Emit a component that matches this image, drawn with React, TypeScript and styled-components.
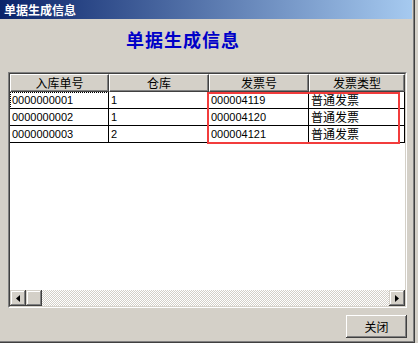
import styled, { createGlobalStyle } from 'styled-components';

const GlobalStyle = createGlobalStyle`
  html, body {
    margin: 0;
    padding: 0;
    background: #d4d0c8;
    overflow: hidden;
  }
`;

const CJK = `"Noto Sans CJK SC", "Liberation Sans", sans-serif`;

const Desk = styled.div`
  width: 418px;
  height: 343px;
  display: flex;
  background: #d4d0c8;
`;

const Window = styled.div`
  width: 415px;
  height: 343px;
  box-sizing: border-box;
  background: #d4d0c8;
  border-right: 1px solid #404040;
  border-bottom: 1px solid #404040;
  box-shadow: inset -1px -1px #808080;
  display: flex;
  flex-direction: column;
`;

const TitleBar = styled.div`
  height: 19px;
  flex: none;
  margin-right: 2px;
  background: linear-gradient(to right, #0a246a, #a6caf0);
  color: #fff;
  font: bold 12px/19px ${CJK};
  padding-left: 4px;
`;

const Body = styled.div`
  flex: 1;
  display: flex;
  flex-direction: column;
  padding: 0 6px 0 8px;
`;

const Heading = styled.div`
  margin: 9px 0 0 118px;
  height: 44px;
  color: #0000c8;
  font: bold 18px/22px ${CJK};
  letter-spacing: 1px;
`;

const Grid = styled.div`
  position: relative;
  width: 399px;
  height: 236px;
  box-sizing: border-box;
  border-style: solid;
  border-width: 1px;
  border-color: #808080 #fff #fff #808080;
  display: flex;
  flex-direction: column;
`;

const GridInner = styled.div`
  flex: 1;
  border-style: solid;
  border-width: 1px;
  border-color: #404040 #d4d0c8 #d4d0c8 #404040;
  background: #fff;
  display: flex;
  flex-direction: column;
  position: relative;
`;

const Row = styled.div`
  display: grid;
  grid-template-columns: 99px 100px 100px 96px;
`;

const HeadCell = styled.div`
  height: 18px;
  box-sizing: border-box;
  background: #d4d0c8;
  border-top: 1px solid #fff;
  border-left: 1px solid #fff;
  border-right: 1px solid #404040;
  border-bottom: 1px solid #404040;
  box-shadow: inset -1px -1px #808080;
  text-align: center;
  font: 12px/16px ${CJK};
  color: #000;
`;

const Cell = styled.div<{ $num?: boolean; $focus?: boolean }>`
  height: 17px;
  box-sizing: border-box;
  border-right: 1px solid #000;
  border-bottom: 1px solid #000;
  padding-left: 2px;
  font: ${(p) => (p.$num ? `11px/16px "Liberation Sans", sans-serif` : `12px/16px ${CJK}`)};
  color: #000;
  white-space: nowrap;
  overflow: hidden;
  outline: ${(p) => (p.$focus ? '1px dotted #000' : 'none')};
  outline-offset: -1px;
`;

const Spacer = styled.div`
  flex: 1;
`;

const ScrollBar = styled.div`
  height: 16px;
  display: flex;
  background: repeating-conic-gradient(#d4d0c8 0 25%, #fff 0 50%) 0 0 / 2px 2px;
`;

const ScrollBtn = styled.div`
  width: 16px;
  height: 16px;
  box-sizing: border-box;
  background: #d4d0c8;
  box-shadow: inset -1px -1px #404040, inset 1px 1px #d4d0c8, inset -2px -2px #808080, inset 2px 2px #fff;
  display: flex;
  align-items: center;
  justify-content: center;
`;

const Highlight = styled.div`
  position: absolute;
  left: 197px;
  top: 18px;
  width: 193px;
  height: 52px;
  box-sizing: border-box;
  border: 2px solid #f23c3c;
  pointer-events: none;
`;

const Footer = styled.div`
  display: flex;
  justify-content: flex-end;
  padding: 7px 1px 0 0;
`;

const Button = styled.button`
  width: 61px;
  height: 23px;
  padding: 0;
  background: #d4d0c8;
  border: none;
  box-shadow: inset -1px -1px #404040, inset 1px 1px #fff, inset -2px -2px #808080, inset 2px 2px #d4d0c8;
  font: 12px/23px ${CJK};
  color: #000;
`;

const rows = [
  { no: '0000000001', store: '1', invoice: '000004119', type: '普通发票' },
  { no: '0000000002', store: '1', invoice: '000004120', type: '普通发票' },
  { no: '0000000003', store: '2', invoice: '000004121', type: '普通发票' },
];

function Arrow({ dir }: { dir: 'left' | 'right' }) {
  return (
    <svg width="4" height="7" viewBox="0 0 4 7">
      {dir === 'left' ? <path d="M4 0 L0 3.5 L4 7 Z" fill="#000" /> : <path d="M0 0 L4 3.5 L0 7 Z" fill="#000" />}
    </svg>
  );
}

export default function App() {
  return (
    <Desk>
      <GlobalStyle />
      <Window>
        <TitleBar>单据生成信息</TitleBar>
        <Body>
          <Heading>单据生成信息</Heading>
          <Grid>
            <GridInner>
              <Row>
                <HeadCell>入库单号</HeadCell>
                <HeadCell>仓库</HeadCell>
                <HeadCell>发票号</HeadCell>
                <HeadCell>发票类型</HeadCell>
              </Row>
              {rows.map((r, i) => (
                <Row key={r.no}>
                  <Cell $num $focus={i === 0}>{r.no}</Cell>
                  <Cell $num>{r.store}</Cell>
                  <Cell $num>{r.invoice}</Cell>
                  <Cell>{r.type}</Cell>
                </Row>
              ))}
              <Spacer />
              <ScrollBar>
                <ScrollBtn>
                  <Arrow dir="left" />
                </ScrollBtn>
                <ScrollBtn />
                <Spacer />
                <ScrollBtn>
                  <Arrow dir="right" />
                </ScrollBtn>
              </ScrollBar>
              <Highlight />
            </GridInner>
          </Grid>
          <Footer>
            <Button>关闭</Button>
          </Footer>
        </Body>
      </Window>
    </Desk>
  );
}
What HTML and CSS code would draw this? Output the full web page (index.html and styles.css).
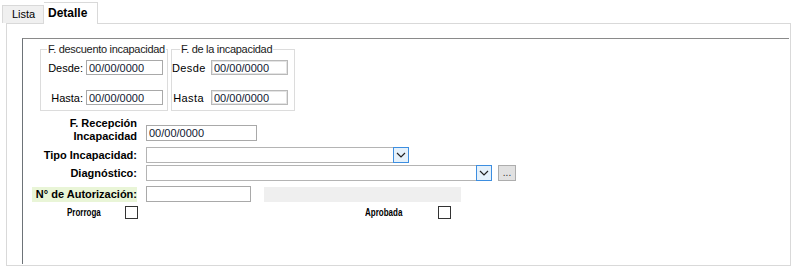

What is required
All of the data above should be transcribed verbatim, with pictures omitted.

Answer to this exercise
Emit a component that matches this image, drawn with React, TypeScript and styled-components.
import styled, { createGlobalStyle } from 'styled-components';

const GlobalStyle = createGlobalStyle`
  html, body {
    margin: 0;
    padding: 0;
    background: #d4d0c8;
    overflow: hidden;
  }
`;

const CJK = `"Noto Sans CJK SC", "Liberation Sans", sans-serif`;

const Desk = styled.div`
  width: 418px;
  height: 343px;
  display: flex;
  background: #d4d0c8;
`;

const Window = styled.div`
  width: 415px;
  height: 343px;
  box-sizing: border-box;
  background: #d4d0c8;
  border-right: 1px solid #404040;
  border-bottom: 1px solid #404040;
  box-shadow: inset -1px -1px #808080;
  display: flex;
  flex-direction: column;
`;

const TitleBar = styled.div`
  height: 19px;
  flex: none;
  margin-right: 2px;
  background: linear-gradient(to right, #0a246a, #a6caf0);
  color: #fff;
  font: bold 12px/19px ${CJK};
  padding-left: 4px;
`;

const Body = styled.div`
  flex: 1;
  display: flex;
  flex-direction: column;
  padding: 0 6px 0 8px;
`;

const Heading = styled.div`
  margin: 9px 0 0 118px;
  height: 44px;
  color: #0000c8;
  font: bold 18px/22px ${CJK};
  letter-spacing: 1px;
`;

const Grid = styled.div`
  position: relative;
  width: 399px;
  height: 236px;
  box-sizing: border-box;
  border-style: solid;
  border-width: 1px;
  border-color: #808080 #fff #fff #808080;
  display: flex;
  flex-direction: column;
`;

const GridInner = styled.div`
  flex: 1;
  border-style: solid;
  border-width: 1px;
  border-color: #404040 #d4d0c8 #d4d0c8 #404040;
  background: #fff;
  display: flex;
  flex-direction: column;
  position: relative;
`;

const Row = styled.div`
  display: grid;
  grid-template-columns: 99px 100px 100px 96px;
`;

const HeadCell = styled.div`
  height: 18px;
  box-sizing: border-box;
  background: #d4d0c8;
  border-top: 1px solid #fff;
  border-left: 1px solid #fff;
  border-right: 1px solid #404040;
  border-bottom: 1px solid #404040;
  box-shadow: inset -1px -1px #808080;
  text-align: center;
  font: 12px/16px ${CJK};
  color: #000;
`;

const Cell = styled.div<{ $num?: boolean; $focus?: boolean }>`
  height: 17px;
  box-sizing: border-box;
  border-right: 1px solid #000;
  border-bottom: 1px solid #000;
  padding-left: 2px;
  font: ${(p) => (p.$num ? `11px/16px "Liberation Sans", sans-serif` : `12px/16px ${CJK}`)};
  color: #000;
  white-space: nowrap;
  overflow: hidden;
  outline: ${(p) => (p.$focus ? '1px dotted #000' : 'none')};
  outline-offset: -1px;
`;

const Spacer = styled.div`
  flex: 1;
`;

const ScrollBar = styled.div`
  height: 16px;
  display: flex;
  background: repeating-conic-gradient(#d4d0c8 0 25%, #fff 0 50%) 0 0 / 2px 2px;
`;

const ScrollBtn = styled.div`
  width: 16px;
  height: 16px;
  box-sizing: border-box;
  background: #d4d0c8;
  box-shadow: inset -1px -1px #404040, inset 1px 1px #d4d0c8, inset -2px -2px #808080, inset 2px 2px #fff;
  display: flex;
  align-items: center;
  justify-content: center;
`;

const Highlight = styled.div`
  position: absolute;
  left: 197px;
  top: 18px;
  width: 193px;
  height: 52px;
  box-sizing: border-box;
  border: 2px solid #f23c3c;
  pointer-events: none;
`;

const Footer = styled.div`
  display: flex;
  justify-content: flex-end;
  padding: 7px 1px 0 0;
`;

const Button = styled.button`
  width: 61px;
  height: 23px;
  padding: 0;
  background: #d4d0c8;
  border: none;
  box-shadow: inset -1px -1px #404040, inset 1px 1px #fff, inset -2px -2px #808080, inset 2px 2px #d4d0c8;
  font: 12px/23px ${CJK};
  color: #000;
`;

const rows = [
  { no: '0000000001', store: '1', invoice: '000004119', type: '普通发票' },
  { no: '0000000002', store: '1', invoice: '000004120', type: '普通发票' },
  { no: '0000000003', store: '2', invoice: '000004121', type: '普通发票' },
];

function Arrow({ dir }: { dir: 'left' | 'right' }) {
  return (
    <svg width="4" height="7" viewBox="0 0 4 7">
      {dir === 'left' ? <path d="M4 0 L0 3.5 L4 7 Z" fill="#000" /> : <path d="M0 0 L4 3.5 L0 7 Z" fill="#000" />}
    </svg>
  );
}

export default function App() {
  return (
    <Desk>
      <GlobalStyle />
      <Window>
        <TitleBar>单据生成信息</TitleBar>
        <Body>
          <Heading>单据生成信息</Heading>
          <Grid>
            <GridInner>
              <Row>
                <HeadCell>入库单号</HeadCell>
                <HeadCell>仓库</HeadCell>
                <HeadCell>发票号</HeadCell>
                <HeadCell>发票类型</HeadCell>
              </Row>
              {rows.map((r, i) => (
                <Row key={r.no}>
                  <Cell $num $focus={i === 0}>{r.no}</Cell>
                  <Cell $num>{r.store}</Cell>
                  <Cell $num>{r.invoice}</Cell>
                  <Cell>{r.type}</Cell>
                </Row>
              ))}
              <Spacer />
              <ScrollBar>
                <ScrollBtn>
                  <Arrow dir="left" />
                </ScrollBtn>
                <ScrollBtn />
                <Spacer />
                <ScrollBtn>
                  <Arrow dir="right" />
                </ScrollBtn>
              </ScrollBar>
              <Highlight />
            </GridInner>
          </Grid>
          <Footer>
            <Button>关闭</Button>
          </Footer>
        </Body>
      </Window>
    </Desk>
  );
}
What HTML and CSS code would draw this? Output the full web page (index.html and styles.css).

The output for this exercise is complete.